When we have an orphan transaction, we request missing parents from the sender and hope that they send it to us. If we get notfound or no response for the parents, we make no effort to try again. This means that an attacker can block us from hearing about the parent in a 1p1c package by being the first sender of the child, unless our other peers also announce it.

Solution: retry with the other peers who can provide us the parent (presumably that is everyone who announced the orphan, since they must have had the parent in order to validate the child). This brings us to the next limitation... ### Only tracking 1 fromPeer We only track 1 fromPeer for each orphan entry. When we add a tx to orphanage, we just fill in fromPeer with the NodeId of the peer who sent it. We don't add the other announcers of the tx. Similarly, if we receive an inv for a tx in orphanage, we just drop it and don't track that this peer potentially knows the parent.

When we decide to request an orphan's missing parents, we call m_txrequest.ForgetTxHash (so that we don't continue requesting/downloading this transaction that we've already seen and are keeping in orphanage). So we have also forgotten about those announcers if/when we get to the point where we have failed to resolve the orphan's missing inputs with the first peer.

See #31397

Easy Churnability

We evict randomly. This means an attacker can make it more likely for us to drop useful orphans simply by sending a large volume of orphans (which can be transactions that spend nonexistent UTXOs and never cost anything to create).

Some solutions we've discussed:

  • Limiting the amount of in-flight orphan resolutions or orphanage usage per peer. We didn't like this idea since transactions, blocks, and likely orphan resolutions are usually disproportionately provided to us by the same few outbound peers. So an in-flight limit would likely slow things down in the average case. Draft.
  • Changing our eviction algorithm to be more clever and try to load-balance across peers. IIRC I started implementing this but found it a bit too complicated.
  • For each peer, protecting a certain amount of the orphans provided by them. We can do this via some token bucket scheme in which each peer gets some number of "tokens" (a counter in a std::map), each good for X bytes of orphanage storage. The "tokens" would be returned for successful orphan acceptance, not returned for invalid orphans, and replenished at some slow rate to a certain ceiling. Draft in #27742.

No effort to try all package combinations

The 1p1c logic gathers all candidate children from the orphanage and tries submitting a maximum of 1 before dropping the rest on the floor. Limiting to 1 package is good to bound computation, but we may fail to accept a package if there are a lot of other candidates. These candidates might not be good ones.
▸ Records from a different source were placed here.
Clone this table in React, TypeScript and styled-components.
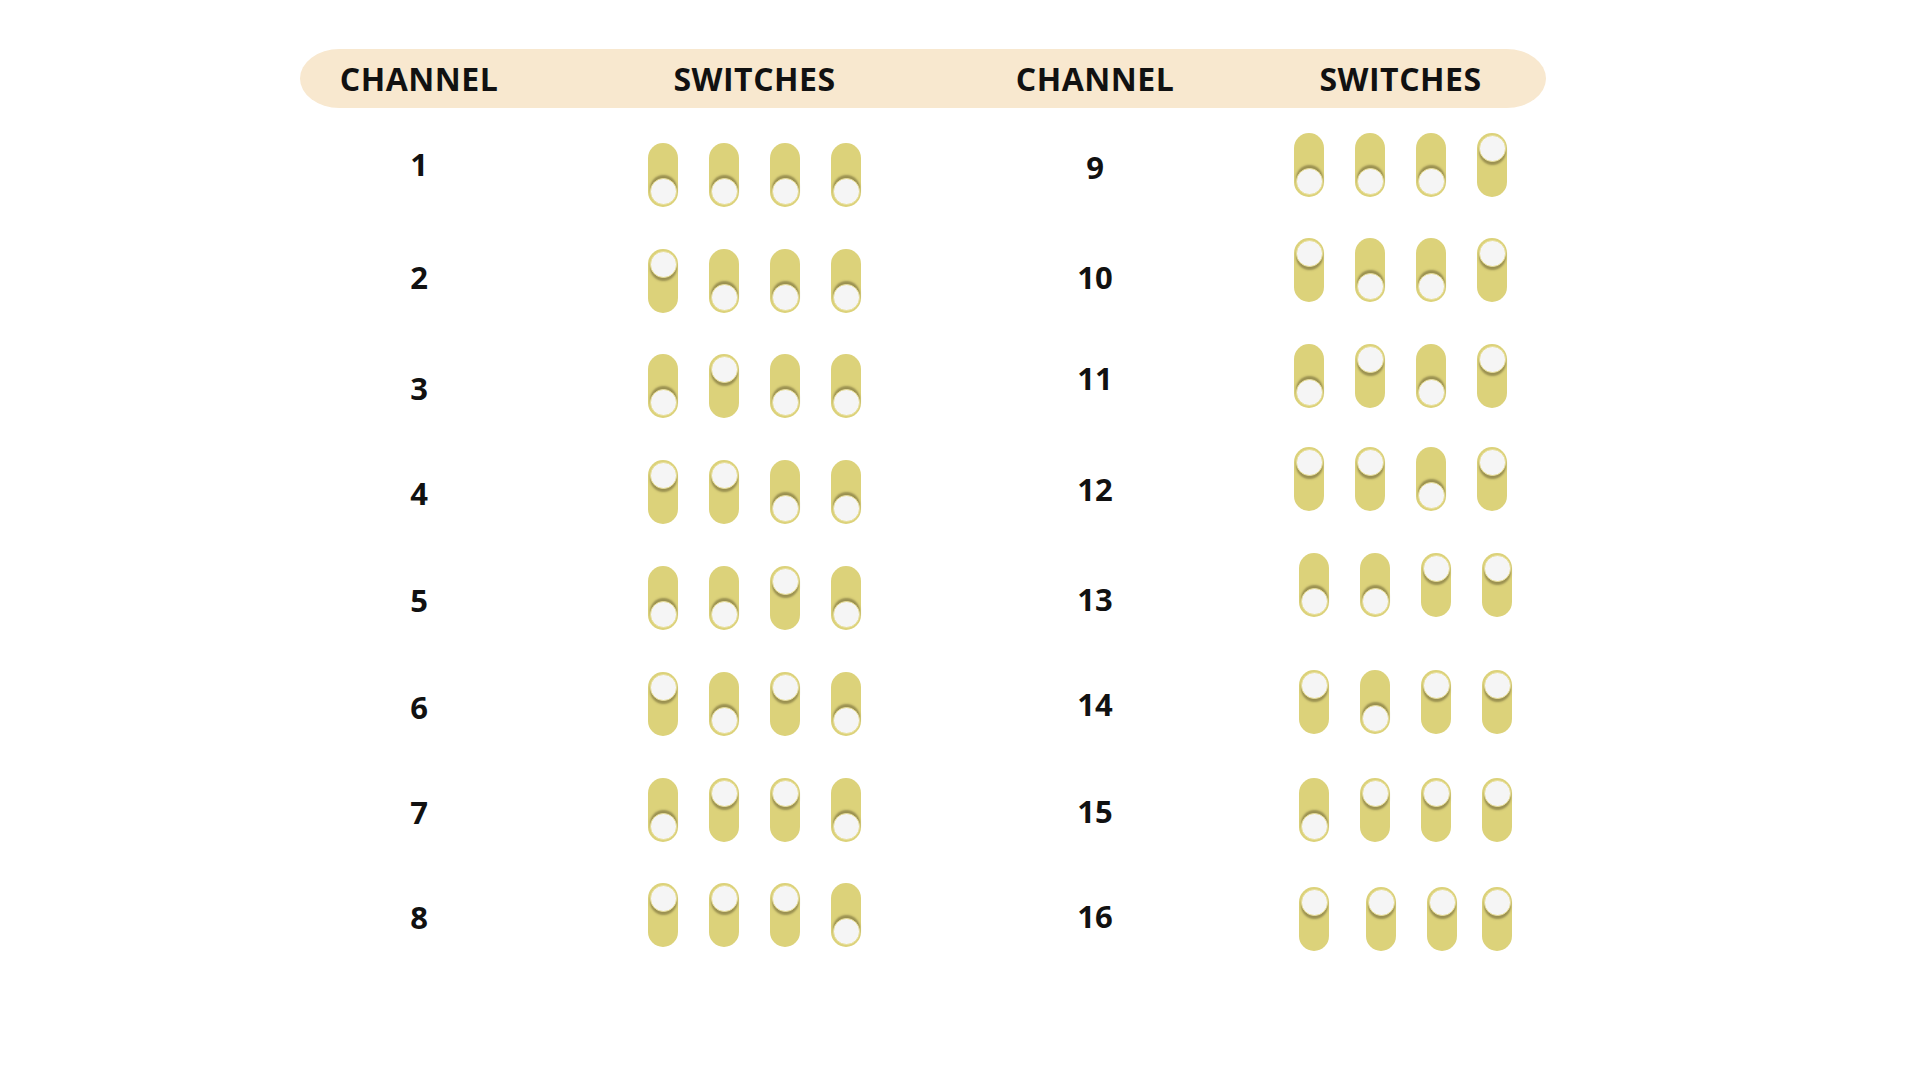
import React from 'react';
import styled, { createGlobalStyle } from 'styled-components';

const GlobalStyle = createGlobalStyle`
  html, body {
    margin: 0;
    padding: 0;
    background: #ffffff;
  }
  body {
    font-family: 'Open Sans', 'Noto Sans', sans-serif;
    color: #111111;
  }
`;

type Row = { ch: number; h: number; ny: number; offset: number; shifts?: number[] };

// channel rows, heights are the distance to the next row
const leftRows: Row[] = [
  { ch: 1, h: 106, ny: -11, offset: 105 },
  { ch: 2, h: 105, ny: -4, offset: 105 },
  { ch: 3, h: 106, ny: 2, offset: 105 },
  { ch: 4, h: 106, ny: 1, offset: 105 },
  { ch: 5, h: 106, ny: 2, offset: 105 },
  { ch: 6, h: 106, ny: 3, offset: 105 },
  { ch: 7, h: 105, ny: 2, offset: 105 },
  { ch: 8, h: 64, ny: 2, offset: 105 },
];

const rightRows: Row[] = [
  { ch: 9, h: 105, ny: 2, offset: 75 },
  { ch: 10, h: 106, ny: 7, offset: 75 },
  { ch: 11, h: 103, ny: 2, offset: 75 },
  { ch: 12, h: 106, ny: 10, offset: 75 },
  { ch: 13, h: 117, ny: 14, offset: 80 },
  { ch: 14, h: 108, ny: 2, offset: 80 },
  { ch: 15, h: 109, ny: 1, offset: 80 },
  { ch: 16, h: 64, ny: -3, offset: 80, shifts: [0, 6, 0, -6] },
];

const App = () => {
  return (
    <Page>
      <GlobalStyle />
      <Table>
        <Header>
          <HeadHalf $w={671}>
            <HeadCell $w={238}>CHANNEL</HeadCell>
            <HeadCell $w={213} $ml={110}>SWITCHES</HeadCell>
          </HeadHalf>
          <HeadHalf $w={575}>
            <HeadCell $w={248}>CHANNEL</HeadCell>
            <HeadCell $w={213} $ml={75}>SWITCHES</HeadCell>
          </HeadHalf>
        </Header>
        <Body>
          <Panel $w={676} $top={35}>
            {leftRows.map(r => (
              <ChannelRow key={r.ch} row={r} />
            ))}
          </Panel>
          <Panel $w={575} $top={25}>
            {rightRows.map(r => (
              <ChannelRow key={r.ch} row={r} />
            ))}
          </Panel>
        </Body>
      </Table>
    </Page>
  );
};

const ChannelRow = ({ row }: { row: Row }) => {
  const bits = [0, 1, 2, 3].map(i => (((row.ch - 1) >> i) & 1) === 1);
  return (
    <RowWrap $h={row.h}>
      <Number $ny={row.ny}>{row.ch}</Number>
      <Switches $ml={row.offset}>
        {bits.map((up, i) => (
          <Track key={i} $up={up} $shift={row.shifts ? row.shifts[i] : 0}>
            <Knob $up={up} />
          </Track>
        ))}
      </Switches>
    </RowWrap>
  );
};

export default App;

const Page = styled.div`
  min-height: 1080px;
  padding-top: 49px;
  padding-left: 295px;
  box-sizing: border-box;
`;

const Table = styled.div`
  width: 1251px;
`;

const Header = styled.div`
  display: flex;
  height: 59px;
  margin-left: 5px;
  background: #f8e8cf;
  border-radius: 40px / 30px;
`;

const HeadHalf = styled.div<{ $w: number }>`
  display: flex;
  align-items: center;
  width: ${p => p.$w}px;
  flex-shrink: 0;
`;

const HeadCell = styled.div<{ $w: number; $ml?: number }>`
  width: ${p => p.$w}px;
  margin-left: ${p => p.$ml || 0}px;
  flex-shrink: 0;
  text-align: center;
  white-space: nowrap;
  font-size: 32px;
  font-weight: 700;
  line-height: 1;
  letter-spacing: 0.5px;
`;

const Body = styled.div`
  display: flex;
`;

const Panel = styled.div<{ $w: number; $top: number }>`
  width: ${p => p.$w}px;
  padding-top: ${p => p.$top}px;
  flex-shrink: 0;
`;

const RowWrap = styled.div<{ $h: number }>`
  display: flex;
  align-items: flex-start;
  height: ${p => p.$h}px;
`;

const Number = styled.div<{ $ny: number }>`
  width: 248px;
  height: 64px;
  margin-top: ${p => p.$ny}px;
  display: flex;
  align-items: center;
  justify-content: center;
  font-size: 31px;
  font-weight: 700;
  line-height: 1;
`;

const Switches = styled.div<{ $ml: number }>`
  display: flex;
  gap: 31px;
  margin-left: ${p => p.$ml}px;
`;

const Track = styled.div<{ $up: boolean; $shift: number }>`
  width: 30px;
  height: 64px;
  box-sizing: border-box;
  margin-left: ${p => p.$shift}px;
  padding: 2px 0;
  border-radius: 15px;
  background: #dcd27a;
  display: flex;
  flex-direction: column;
  align-items: center;
  justify-content: ${p => (p.$up ? 'flex-start' : 'flex-end')};
`;

const Knob = styled.div<{ $up: boolean }>`
  width: 27px;
  height: 27px;
  box-sizing: border-box;
  border-radius: 50%;
  background: #f5f5f5;
  border: 1.5px solid #e8de96;
  box-shadow: 0 ${p => (p.$up ? '3px' : '-3px')} 2px rgba(90, 80, 40, 0.5);
`;
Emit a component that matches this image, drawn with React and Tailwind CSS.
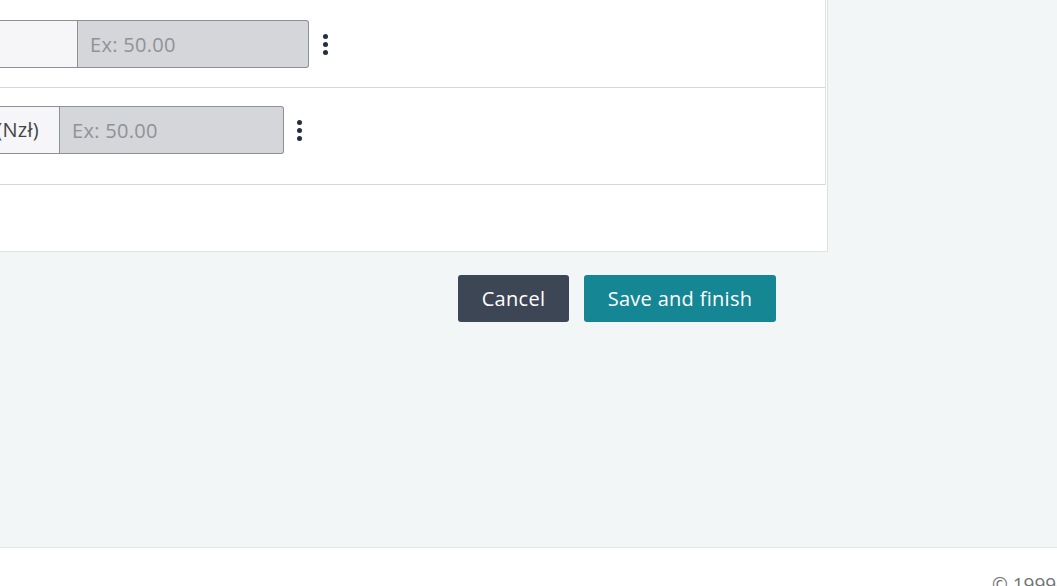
const Kebab = () => (
  <button type="button" className="flex h-6 w-4 flex-col items-center justify-center gap-[3px]">
    <span className="h-[5px] w-[5px] rounded-full bg-[#232f3e]" />
    <span className="h-[5px] w-[5px] rounded-full bg-[#232f3e]" />
    <span className="h-[5px] w-[5px] rounded-full bg-[#232f3e]" />
  </button>
);

const PriceRow = ({ prefix, prefixW, inputW, gap, pt, pb }) => (
  <div className={`flex items-center border-b border-[#d5d9d9] ${pt} ${pb}`}>
    <div
      className={`flex h-12 shrink-0 items-center justify-end border border-l-0 border-[#8d9096] bg-[#f6f6f9] pr-[20px] text-[20px] tracking-[0.3px] text-[#444] ${prefixW}`}
    >
      <span className="whitespace-nowrap">{prefix}</span>
    </div>
    <input
      type="text"
      placeholder="Ex: 50.00"
      className={`h-12 rounded-r-[3px] border border-l-0 border-[#8d9096] bg-[#d5d6d9] px-3 text-[20px] tracking-[0.3px] text-[#333] placeholder-[#8f9296] outline-none ${inputW}`}
    />
    <div className={gap}>
      <Kebab />
    </div>
  </div>
);

const App = () => {
  return (
    <div className="flex h-[586px] w-full flex-col overflow-hidden bg-[#f3f6f7]" style={{ fontFamily: '"Open Sans", "Noto Sans", sans-serif' }}>
      <main className="h-[547px] shrink-0">
        <div className="w-[828px] border-r border-b border-[#dfe2e2] bg-white">
          <div className="border-r border-[#dfe2e2] mr-[1px]">
            <PriceRow prefix="" prefixW="w-[78px]" inputW="w-[231px]" gap="ml-[8px]" pt="pt-[20px]" pb="pb-[19px]" />
            <PriceRow prefix="(Nzł)" prefixW="w-[60px]" inputW="w-[224px]" gap="ml-[7px]" pt="pt-[18px]" pb="pb-[30px]" />
          </div>
          <div className="h-[66px]" />
        </div>
        <div className="flex w-[776px] justify-end gap-[15px] pt-[23px]">
          <button type="button" className="h-[47px] w-[111px] rounded-[3px] bg-[#3d4654] text-[20px] tracking-[0.3px] text-white">
            Cancel
          </button>
          <button type="button" className="h-[47px] w-[192px] rounded-[3px] bg-[#148694] text-[20px] tracking-[0.3px] text-white">
            Save and finish
          </button>
        </div>
      </main>
      <footer className="flex-1 border-t border-[#e3e6e6] bg-white pl-[992px] pt-[22px] text-[19px] text-[#6f7373] whitespace-nowrap">
        © 1999-2024, Amazon.com, Inc. or its affiliates
      </footer>
    </div>
  );
};

export default App;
This means an attacker may try to block us from accepting a package by sending many invalid children of the parent transaction.

This might be completely alleviated if we restrict 1p1c pairings to transactions from the same peer, since we will eventually attempt to resolve the honest peer's orphan. However, if they provided multiple candidates e.g. because of replacement(s), we may choose the wrong one and fail. (Partial solution in the last commit of #31397).

Solution: add a work queue for 1p1cs. This requires storing the parent transaction somewhere (probably also in orphanage) and bounding the memory used for this purpose.

General resource management inefficiencies

TxOrphanage has a hard upper limit of 100 orphans. This limit is global; it is not meaningfully allocated between peers, which allows any one peer to dominate it. It also doesn't do a good job of codifying the actual scarce resource, which is memory. The theoretical maximum is 40MB = 100 * 400KB, but we evict much sooner than that since most “normal” transactions are likely much smaller than 100KvB. And actually, it may be larger, since we store orphan transactions as CTransationRefs, not serialized. It's also unclear if this is a good number. It is quite large for a data struture that holds unvalidated data.